MGR Medical University's latest norms is old wine in new bottle: HC
By T S Sekaran | ENS | Published: 18th July 2013 10:34 AM |
The first bench of the Madras High Court has termed as ‘old wine in new bottle’ the latest regulations/guidelines issued by the TN Dr MGR Medical University, which stipulated 50 per cent marks in each subject including practical and theory, for a pass for MBBS students.
The bench of Acting Chief Justice R K Agrawal and Justice M Sathyanarayanan made the observation while quashing the regulations and allowing a batch of petitions from C Praveen and 18 other MBBS students.
Petitioners’ counsel S Thanka Selvan contended that a division bench had already quashed similar regulations/guidelines issued by the Medical University in 2012. Because of the stipulation, many meritorious students had failed, he added.
Accepting Selvan’s contention, the bench observed that the 2012 regulations had already been set aside by a bench headed by the then chief justice. The bench had categorically held that the guidelines of the university were inconsistent with Regulation 12 (4) of the Medical Council of India (MCI) and could not be stated to be prescribing higher standards.
A perusal of the present guidelines showed that they were similar to those which were challenged earlier and nothing but “old wine in a new bottle”. The matter in issue was squarely covered by the court’s earlier decision. The special leave petitions were also dismissed by the Supreme Court at the admission stage itself.

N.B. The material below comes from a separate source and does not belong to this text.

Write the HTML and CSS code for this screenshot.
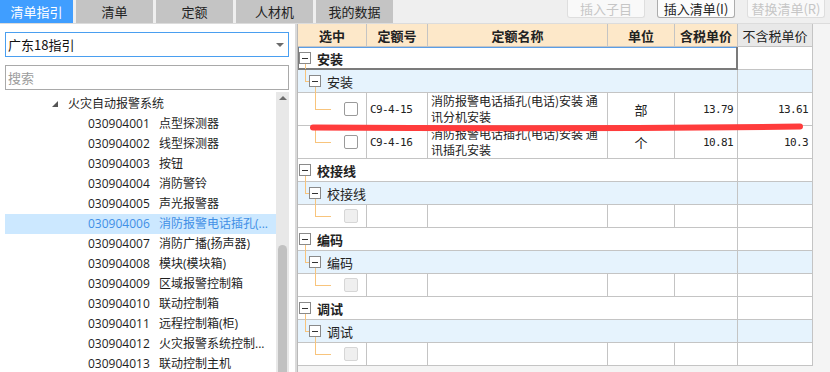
FILE: index.html
```html
<!DOCTYPE html>
<html lang="zh-CN">
<head>
  <meta charset="UTF-8">
  <meta name="viewport" content="width=device-width,initial-scale=1.0">
  <title>清单指引</title>
  <link rel="stylesheet" href="styles.css">
</head>
<body>

<div class="app">
  <header class="topbar">
    <nav class="tabs">
      <a class="tab active">清单指引</a>
      <a class="tab">清单</a>
      <a class="tab">定额</a>
      <a class="tab">人材机</a>
      <a class="tab">我的数据</a>
    </nav>
    <div class="actions">
      <button class="btn" disabled>插入子目</button>
      <button class="btn">插入清单(I)</button>
      <button class="btn" disabled>替换清单(R)</button>
    </div>
  </header>

  <div class="main">
    <!-- left: guide tree -->
    <aside class="guide">
      <div class="select"><span>广东18指引</span><i class="caret"></i></div>
      <div class="search">搜索</div>
      <div class="tree">
        <ul class="tree-list">
          <li class="node"><i class="arrow"></i>火灾自动报警系统</li>
          <li class="leaf"><span class="code">030904001</span>点型探测器</li>
          <li class="leaf"><span class="code">030904002</span>线型探测器</li>
          <li class="leaf"><span class="code">030904003</span>按钮</li>
          <li class="leaf"><span class="code">030904004</span>消防警铃</li>
          <li class="leaf"><span class="code">030904005</span>声光报警器</li>
          <li class="leaf on"><span class="code">030904006</span>消防报警电话插孔(...</li>
          <li class="leaf"><span class="code">030904007</span>消防广播(扬声器)</li>
          <li class="leaf"><span class="code">030904008</span>模块(模块箱)</li>
          <li class="leaf"><span class="code">030904009</span>区域报警控制箱</li>
          <li class="leaf"><span class="code">030904010</span>联动控制箱</li>
          <li class="leaf"><span class="code">030904011</span>远程控制箱(柜)</li>
          <li class="leaf"><span class="code">030904012</span>火灾报警系统控制...</li>
          <li class="leaf"><span class="code">030904013</span>联动控制主机</li>
        </ul>
        <div class="vscroll"><i class="up"></i><span class="thumb"></span></div>
      </div>
    </aside>

    <div class="splitter"></div>

    <!-- right: quota grid -->
    <section class="quota">
      <table class="grid">
        <colgroup>
          <col style="width:69px"><col style="width:61px"><col style="width:180px">
          <col style="width:67px"><col style="width:63px"><col style="width:75px">
        </colgroup>
        <thead>
          <tr><th>选中</th><th>定额号</th><th>定额名称</th><th>单位</th><th>含税单价</th><th class="plain">不含税单价</th></tr>
        </thead>
        <tbody>
          <tr class="g1 focus"><td colspan="5"><div class="lv lv1"><span class="tog"></span><b>安装</b></div></td><td></td></tr>
          <tr class="g2"><td colspan="5"><div class="lv lv2"><span class="tog"></span>安装</div></td><td></td></tr>
          <tr class="item tall">
            <td><div class="lv lv3"><span class="chk"></span></div></td>
            <td class="code">C9-4-15</td>
            <td class="name">消防报警电话插孔(电话)安装 通<br>讯分机安装</td>
            <td class="unit">部</td><td class="num">13.79</td><td class="num">13.61</td>
          </tr>
          <tr class="item tall">
            <td><div class="lv lv3"><span class="chk"></span></div></td>
            <td class="code">C9-4-16</td>
            <td class="name">消防报警电话插孔(电话)安装 通<br>讯插孔安装</td>
            <td class="unit">个</td><td class="num">10.81</td><td class="num">10.3</td>
          </tr>

          <tr class="g1"><td colspan="5"><div class="lv lv1"><span class="tog"></span><b>校接线</b></div></td><td></td></tr>
          <tr class="g2"><td colspan="5"><div class="lv lv2"><span class="tog"></span>校接线</div></td><td></td></tr>
          <tr class="item"><td><div class="lv lv3"><span class="chk off"></span></div></td><td></td><td></td><td></td><td></td><td></td></tr>

          <tr class="g1"><td colspan="5"><div class="lv lv1"><span class="tog"></span><b>编码</b></div></td><td></td></tr>
          <tr class="g2"><td colspan="5"><div class="lv lv2"><span class="tog"></span>编码</div></td><td></td></tr>
          <tr class="item"><td><div class="lv lv3"><span class="chk off"></span></div></td><td></td><td></td><td></td><td></td><td></td></tr>

          <tr class="g1"><td colspan="5"><div class="lv lv1"><span class="tog"></span><b>调试</b></div></td><td></td></tr>
          <tr class="g2"><td colspan="5"><div class="lv lv2"><span class="tog"></span>调试</div></td><td></td></tr>
          <tr class="item"><td><div class="lv lv3"><span class="chk off"></span></div></td><td></td><td></td><td></td><td></td><td></td></tr>
        </tbody>
      </table>
    </section>
  </div>

  <!-- hand-drawn red mark over the grid -->
  <svg class="mark" width="830" height="372" viewBox="0 0 830 372">
    <path d="M313 127.5 Q560 129.5 800 126.5" fill="none" stroke="#ff3c3c" stroke-width="6" stroke-linecap="round"/>
  </svg>
</div>

</body>
</html>
```

FILE: styles.css
```css
:root{
  --blue:#409eff;
  --line:#c4c4c4;
  --tree:#f8c47c;
}
*{box-sizing:border-box;margin:0;padding:0}
html,body{width:830px;height:372px;overflow:hidden}
body{
  font-family:"Noto Sans CJK SC","Noto Sans",sans-serif;
  font-size:13px;
  color:#222;
  background:#fff;
}
.app{position:relative;height:100%;display:flex;flex-direction:column}

/* top bar */
.topbar{
  height:24px;
  flex:none;
  display:flex;
  justify-content:space-between;
  background:#efefef;
  border-bottom:1px solid #dcdcdc;
}
.tabs{display:flex;gap:3px;height:23px}
.tab{
  width:77px;
  line-height:23px;
  text-align:center;
  background:#c4c4c4;
  color:#222;
  font-size:13px;
}
.tab.active{width:73px;background:var(--blue);color:#fff}
.actions{display:flex;gap:12px;padding-right:5px}
.btn{
  width:78px;height:18px;
  font:13px/16px "Noto Sans CJK SC",sans-serif;
  color:#222;
  background:#fcfcfc;
  border:1px solid #acacac;
  border-top:none;
  border-radius:0 0 3px 3px;
}
.btn:disabled{color:#c6c6c6;border-color:#dedede;background:#f9f9f9}

/* layout */
.main{flex:1;display:flex;min-height:0}

/* guide (left) */
.guide{
  width:290px;
  flex:none;
  padding:8px 1px 0 5px;
  display:flex;
  flex-direction:column;
  background:#fff;
}
.select{
  height:25px;
  border:1px solid #4a9ff0;
  padding:0 4px 0 2px;
  display:flex;
  justify-content:space-between;
  align-items:center;
  color:#111;
}
.caret{border:4px solid transparent;border-top-color:#6a6a6a;border-bottom:0;margin-top:1px}
.search{
  margin-top:8px;
  height:25px;
  border:1px solid #a9a9a9;
  padding-left:2px;
  line-height:23px;
  color:#9c9c9c;
}
.tree{flex:1;margin-top:2px;display:flex;min-height:0}
.tree-list{
  flex:1;
  list-style:none;
  padding-top:2px;
  font-family:"Open Sans","Noto Sans CJK SC",sans-serif;
  font-size:12px;
  color:#1e1e1e;
}
.tree-list li{height:20px;line-height:20px;white-space:nowrap;overflow:hidden}
.node{padding-left:47px}
.arrow{
  display:inline-block;
  width:0;height:0;
  border-style:solid;
  border-width:0 0 6px 6px;
  border-color:transparent transparent #555 transparent;
  margin-right:10px;
  vertical-align:1px;
}
.leaf{padding-left:83px}
.leaf .code{display:inline-block;width:71px}
.leaf.on{background:#cce8ff;color:#3f8fe6}
.vscroll{width:13px;flex:none;background:#e8e8e8;display:flex;flex-direction:column;align-items:center}
.up{margin-top:4px;border:4px solid transparent;border-bottom:4px solid #6d6d6d;border-top:0;width:0}
.thumb{margin-top:145px;flex:1;width:9px;background:#c1c1c1;border-radius:5px 5px 0 0}

.splitter{width:7px;flex:none;background:#fff;border-right:2px solid #dadada}

/* quota grid (right) */
.quota{flex:1;background:#f4f4f4;border-left:1px solid #b9b9b9;overflow:hidden}
.grid{
  width:515px;
  table-layout:fixed;
  border-collapse:separate;
  border-spacing:0;
  background:#fff;
}
.grid th,.grid td{
  height:23px;
  padding:0;
  border-right:1px solid var(--line);
  border-bottom:1px solid var(--line);
  vertical-align:middle;
}
.grid th{background:#fde8c9;font-weight:700;font-size:13px;text-align:center}
.grid th.plain{background:#e8e8e8;font-weight:400}
.grid tr.tall td{height:33px}
.g2 td{background:#e6f3fd}

.focus td:first-child{
  border-right-color:#7b7b7b;
  border-bottom-color:#7b7b7b;
  box-shadow:inset 1px 0 #7b7b7b,inset -1px 0 #7b7b7b,inset 0 -1px #7b7b7b,inset 0 1px #5b9ee6;
}

/* tree cells */
.lv{position:relative;height:22px;display:flex;align-items:center;gap:6px}
.tall .lv{height:32px}
.lv1{padding-left:1px}
.lv1 b{font-size:13px}
.lv2{padding-left:11px}
.tog{position:relative;width:12px;height:12px;flex:none;border:1px solid #8a8a8a;background:#fff}
.tog::after{content:"";position:absolute;left:2px;right:2px;top:5px;height:1px;background:#333}
.lv1::after,.lv2::after{content:"";position:absolute;top:17px;bottom:-1px;width:1px;background:var(--tree)}
.lv1::after{left:7px}
.lv2::after{left:17px}
.focus .lv1::after{bottom:0}
.lv2::before,.lv3::before{
  content:"";position:absolute;top:0;height:50%;
  border-left:1px solid var(--tree);
  border-bottom:1px solid var(--tree);
}
.lv2::before{left:7px;width:4px}
.lv3::before{left:17px;width:15px}
.lv3{padding-left:46px}
.chk{width:14px;height:14px;border:1px solid #9a9a9a;border-radius:2px;background:#fff}
.chk.off{background:#efefef;border-color:#d6d6d6}

.grid td.code,.grid td.num{
  font-family:"DejaVu Sans Mono",monospace;
  font-size:11px;
  letter-spacing:-.6px;
}
.grid td.code{padding-left:3px}
.grid td.num{text-align:right;padding-right:4px}
.grid td.name{font-size:12px;line-height:16px;padding-left:3px;white-space:nowrap}
.grid td.unit{text-align:center}

.mark{position:absolute;left:0;top:0;pointer-events:none}
```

So, it was not open to the university to say that since MCI took the stand that the impugned guidelines would not be in conflict with the Central Regulations, it was entitled to implement the same. The bench, however, made it clear that “it is not inclined to say that there should not be improvement in the standards of medical education in this country”.
“But at the same time, the MCI should not amend or alter its Regulation 12(4) keeping in view the present situation, particularly in the field of medicine and allied subjects, so that it will be uniformly applied to all the governments and medical institutions,’’ the bench observed.